Location
- 2280 E 17th Street Idaho Falls, Idaho United States
- 43°28′44″N 111°59′21″W﻿ / ﻿43.4787684049°N 111.9891757646°W

Information
- Type: Public Charter School
- Established: 2021; 5 years ago
- School district: Independent Charter District
- Principal: Reece Drkula
- Staff: 27.8 (FTE)
- Grades: 6–12
- Enrollment: 463 (2024–2025)
- Student to teacher ratio: 16.65
- Colors: Purple Blue
- Athletics conference: 2A High Desert Conference
- Mascot: Pumas
- Accreditation: Idaho Public Charter School Commission
- Website: alturasacademy.org/our-school/alturas-preparatory-academy/

= Alturas Preparatory Academy =

Alturas Preparatory Academy is a grade 6-12 Public Charter School in Idaho Falls, Idaho.

==History==
The school is housed in a renovated, 73,000 sqft, former Sears department store at the Grand Teton Mall. Donations and a grant from the J.A. and Kathryn Albertson Foundation allowed for the purchase and renovation of the space. The first students were welcomed at the beginning of the 2021 - 2022 school year. It opened with around 300 students with just grades 6-10, adding 11th and 12th grades over the following two years.

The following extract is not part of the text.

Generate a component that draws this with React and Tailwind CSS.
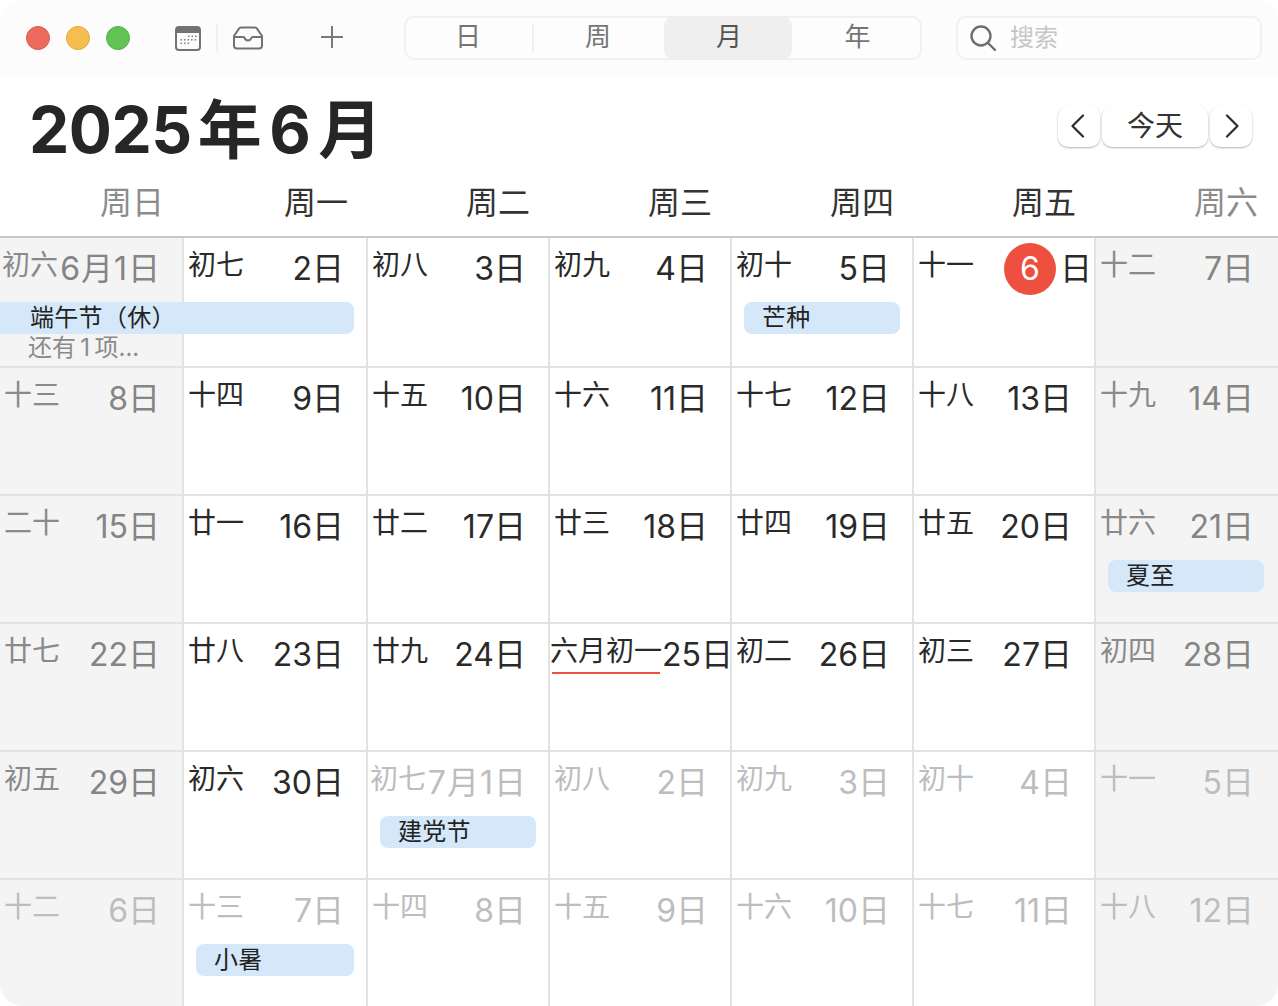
const FONT = "font-['Inter','Noto_Sans_CJK_SC',sans-serif]"

const COL_WIDTHS = "grid grid-cols-[184px_184px_182px_182px_182px_182px_182px]"

const weekDays = ["周日", "周一", "周二", "周三", "周四", "周五", "周六"]

// lunar, day label, muted (other month), optional event
const weeks = [
	[
		{ l: "初六", d: "6月1日", tight: true, span: "端午节（休）", more: "还有\u20091\u2009项..." },
		{ l: "初七", d: "2日" },
		{ l: "初八", d: "3日" },
		{ l: "初九", d: "4日" },
		{ l: "初十", d: "5日", ev: "芒种" },
		{ l: "十一", today: true },
		{ l: "十二", d: "7日" },
	],
	[
		{ l: "十三", d: "8日" },
		{ l: "十四", d: "9日" },
		{ l: "十五", d: "10日" },
		{ l: "十六", d: "11日" },
		{ l: "十七", d: "12日" },
		{ l: "十八", d: "13日" },
		{ l: "十九", d: "14日" },
	],
	[
		{ l: "二十", d: "15日" },
		{ l: "廿一", d: "16日" },
		{ l: "廿二", d: "17日" },
		{ l: "廿三", d: "18日" },
		{ l: "廿四", d: "19日" },
		{ l: "廿五", d: "20日" },
		{ l: "廿六", d: "21日", ev: "夏至" },
	],
	[
		{ l: "廿七", d: "22日" },
		{ l: "廿八", d: "23日" },
		{ l: "廿九", d: "24日" },
		{ l: "六月初一", d: "25日", newMonth: true },
		{ l: "初二", d: "26日" },
		{ l: "初三", d: "27日" },
		{ l: "初四", d: "28日" },
	],
	[
		{ l: "初五", d: "29日" },
		{ l: "初六", d: "30日" },
		{ l: "初七", d: "7月1日", tight: true, muted: true, ev: "建党节" },
		{ l: "初八", d: "2日", muted: true },
		{ l: "初九", d: "3日", muted: true },
		{ l: "初十", d: "4日", muted: true },
		{ l: "十一", d: "5日", muted: true },
	],
	[
		{ l: "十二", d: "6日", muted: true },
		{ l: "十三", d: "7日", muted: true, ev: "小暑" },
		{ l: "十四", d: "8日", muted: true },
		{ l: "十五", d: "9日", muted: true },
		{ l: "十六", d: "10日", muted: true },
		{ l: "十七", d: "11日", muted: true },
		{ l: "十八", d: "12日", muted: true },
	],
]

const CalendarIcon = () => (
	<svg width="26" height="25" viewBox="0 0 26 25">
		<rect x="1" y="1" width="24" height="23" rx="3" fill="none" stroke="#727272" strokeWidth="2" />
		<path d="M1 7V4a3 3 0 0 1 3-3h18a3 3 0 0 1 3 3v3z" fill="#727272" />
		<g fill="#8a8a8a">
			{[13, 16.5, 20].map((x) => <rect key={x} x={x} y="9.5" width="1.6" height="1.6" />)}
			{[5.5, 9, 12.5, 16, 19.5].map((x) => <rect key={x} x={x} y="13" width="1.6" height="1.6" />)}
			{[5.5, 9, 12.5].map((x) => <rect key={x} x={x} y="16.5" width="1.6" height="1.6" />)}
		</g>
	</svg>
)

const InboxIcon = () => (
	<svg width="32" height="24" viewBox="0 0 32 24" fill="none" stroke="#727272" strokeWidth="2" strokeLinejoin="round">
		<path d="M9 1.5h14a2.5 2.5 0 0 1 2 1.1l5 7.4v9.5a3 3 0 0 1-3 3H5a3 3 0 0 1-3-3V10l5-7.4a2.5 2.5 0 0 1 2-1.1z" />
		<path d="M2 11h9.5c0.8 0 1 0.6 1.3 1.4 0.5 1.3 1.7 2.1 3.2 2.1s2.7-0.8 3.2-2.1c0.3-0.8 0.5-1.4 1.3-1.4H30" />
	</svg>
)

const SearchIcon = () => (
	<svg width="28" height="28" viewBox="0 0 28 28" fill="none" stroke="#6e6e6e" strokeWidth="2.4" strokeLinecap="round">
		<circle cx="12" cy="12" r="9.5" />
		<path d="M19 19l7 7" />
	</svg>
)

const Chevron = ({ right }) => (
	<svg width="14" height="24" viewBox="0 0 14 24" fill="none" stroke="#2c2c2c" strokeWidth="2.2" strokeLinecap="round" strokeLinejoin="round">
		<path d={right ? "M2 1.5L12.5 12 2 22.5" : "M12 1.5L1.5 12 12 22.5"} />
	</svg>
)

const Toolbar = () => (
	<div className="h-[76px] bg-[#fcfcfc] flex items-center">
		<div className="flex gap-[16px] ml-[26px]">
			<div className="w-[24px] h-[24px] rounded-full bg-[#ee6a5f] border border-[#e0564b]"></div>
			<div className="w-[24px] h-[24px] rounded-full bg-[#f6bd4f] border border-[#e3a83b]"></div>
			<div className="w-[24px] h-[24px] rounded-full bg-[#61c454] border border-[#55b049]"></div>
		</div>
		<div className="ml-[45px] flex items-center">
			<CalendarIcon />
		</div>
		<div className="ml-[15px] w-[2px] h-[28px] bg-[#f0f0f0]"></div>
		<div className="ml-[14px] flex items-center">
			<InboxIcon />
		</div>
		<div className="ml-[57px] w-[22px] h-[22px] relative -mt-[2px]">
			<div className="absolute left-0 right-0 top-[10px] h-[2px] bg-[#7a7a7a]"></div>
			<div className="absolute top-0 bottom-0 left-[10px] w-[2px] bg-[#7a7a7a]"></div>
		</div>
		<div className="ml-[61px] w-[518px] h-[44px] rounded-[10px] border-2 border-[#f1f1f1] bg-[#fdfdfd] flex items-center text-[26px] leading-[38px] text-[#757575] relative">
			<div className="w-[124px] text-center pb-[2px] mr-[2px]">日</div>
			<div className="w-[2px] h-[28px] bg-[#f0f0f0]"></div>
			<div className="w-[130px] text-center pr-[2px] pb-[2px]">周</div>
			<div className="w-[128px] h-[44px] -my-[2px] rounded-[10px] bg-[#efefef] flex items-center justify-center text-[#555] pb-[2px] pl-[2px]">月</div>
			<div className="w-[127px] text-center pl-[4px] pb-[2px]">年</div>
		</div>
		<div className="ml-[34px] w-[306px] h-[44px] rounded-[10px] border-2 border-[#f1f1f1] bg-[#fdfdfd] flex items-center pl-[11px]">
			<SearchIcon />
			<span className="ml-[13px] text-[24px] text-[#c6c6c6]">搜索</span>
		</div>
	</div>
)

const TitleRow = () => (
	<div className="h-[102px] flex items-center justify-between pl-[29px] pr-[26px]">
		<h1 className="flex gap-[8px] items-center text-[64px] font-bold text-[#262626] leading-none tracking-[-0.5px] mt-[6px]">
			<span>2025</span>
			<span className="-ml-[2px]">年</span>
			<span>6</span>
			<span>月</span>
		</h1>
		<div className="flex gap-[2px] -mt-[2px]">
			<button className="w-[42px] h-[41px] rounded-[10px] bg-white shadow-[0_1px_2px_rgba(0,0,0,0.3)] flex items-center justify-center pr-[2px]">
				<Chevron />
			</button>
			<button className="w-[106px] h-[41px] rounded-[10px] bg-white shadow-[0_1px_2px_rgba(0,0,0,0.3)] text-[28px] leading-[38px] text-[#333]">今天</button>
			<button className="w-[42px] h-[41px] rounded-[10px] bg-white shadow-[0_1px_2px_rgba(0,0,0,0.3)] flex items-center justify-center pl-[2px]">
				<Chevron right />
			</button>
		</div>
	</div>
)

const WeekHeader = () => (
	<div className={`${COL_WIDTHS} h-[60px] border-b-2 border-[#c9c7cc]`}>
		{weekDays.map((w, i) => {
			const weekend = i === 0 || i === 6
			return (
				<div key={w} className={`text-right pr-[20px] text-[32px] leading-[50px] ${weekend ? "text-[#8c8c8c]" : "text-[#333]"}`}>
					{w}
				</div>
			)
		})}
	</div>
)

const Cell = ({ c, col, last }) => {
	const weekend = col === 0 || col === 6
	let lunarColor = "text-[#2a2a2a]"
	let dayColor = "text-[#2a2a2a]"
	if (weekend) {
		lunarColor = "text-[#8a8a8a]"
		dayColor = "text-[#858585]"
	}
	if (c.muted) {
		lunarColor = "text-[#bdbdbd]"
		dayColor = "text-[#bdbdbd]"
	}
	let padding = col === 6 ? "pl-[4px] pr-[24px]" : "pl-[4px] pr-[22px]"
	if (c.newMonth) padding = "pl-0 pr-[1px]"
	if (c.tight) padding = "pl-[2px] pr-[21px]"
	if (c.today) padding = "pl-[4px] pr-[2px]"

	return (
		<div className={`relative ${col < 6 ? "border-r-2" : ""} ${last ? "" : "border-b-2"} border-[#e2e2e2] ${weekend ? "bg-[#f4f4f4]" : "bg-white"}`}>
			<div className={`flex justify-between h-[64px] ${padding}`}>
				<div className={`relative text-[28px] leading-[40px] mt-[7px] h-[40px] whitespace-nowrap ${lunarColor}`}>
					{c.l}
					{c.newMonth && <div className="absolute left-[2px] right-[2px] top-[41px] h-[2px] bg-[#ee5040]"></div>}
				</div>
				{c.today ? (
					<div className="flex items-center h-[52px] mt-[5px] text-[32px] text-[#2a2a2a]">
						<span className="w-[52px] h-[52px] rounded-full bg-[#ee5040] text-white flex items-center justify-center">6</span>
						<span className="ml-[4px]">日</span>
					</div>
				) : (
					<div className={`text-[32px] leading-[40px] mt-[11px] h-[40px] whitespace-nowrap ${c.tight ? "tracking-[1px]" : ""} ${dayColor}`}>{c.d}</div>
				)}
			</div>
			{c.span && (
				<div className="relative z-10 w-[354px] h-[32px] rounded-r-[8px] bg-[#d4e8fa] pl-[30px] text-[24px] leading-[32px] tracking-[0.3px] text-[#222]">{c.span}</div>
			)}
			{c.more && <div className="pl-[28px] text-[24px] leading-[28px] text-[#8a8a8a]">{c.more}</div>}
			{c.ev && (
				<div className={`ml-[12px] h-[32px] rounded-[8px] bg-[#d4e8fa] pl-[18px] text-[24px] leading-[32px] tracking-[0.3px] text-[#222] ${col === 1 ? "w-[158px]" : "w-[156px]"}`}>{c.ev}</div>
			)}
		</div>
	)
}

const App = () => {
	return (
		<div className={`w-full h-[1006px] overflow-hidden bg-white rounded-[22px] flex flex-col ${FONT}`}>
			<Toolbar />
			<TitleRow />
			<WeekHeader />
			<div className={`${COL_WIDTHS} grid-rows-[130px_128px_128px_128px_128px_126px]`}>
				{weeks.map((week, r) =>
					week.map((c, i) => <Cell key={`${r}-${i}`} c={c} col={i} last={r === weeks.length - 1} />)
				)}
			</div>
		</div>
	)
}

export default App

Alturas is located within the Idaho Falls School District boundaries and also pulls from the Bonneville School District and the Shelley Joint School Districts. It is currently the only authorized International Baccalaureate World School in eastern Idaho.

==Athletics==
The Pumas compete in the IHSSAA District VI 2A High Desert Conference.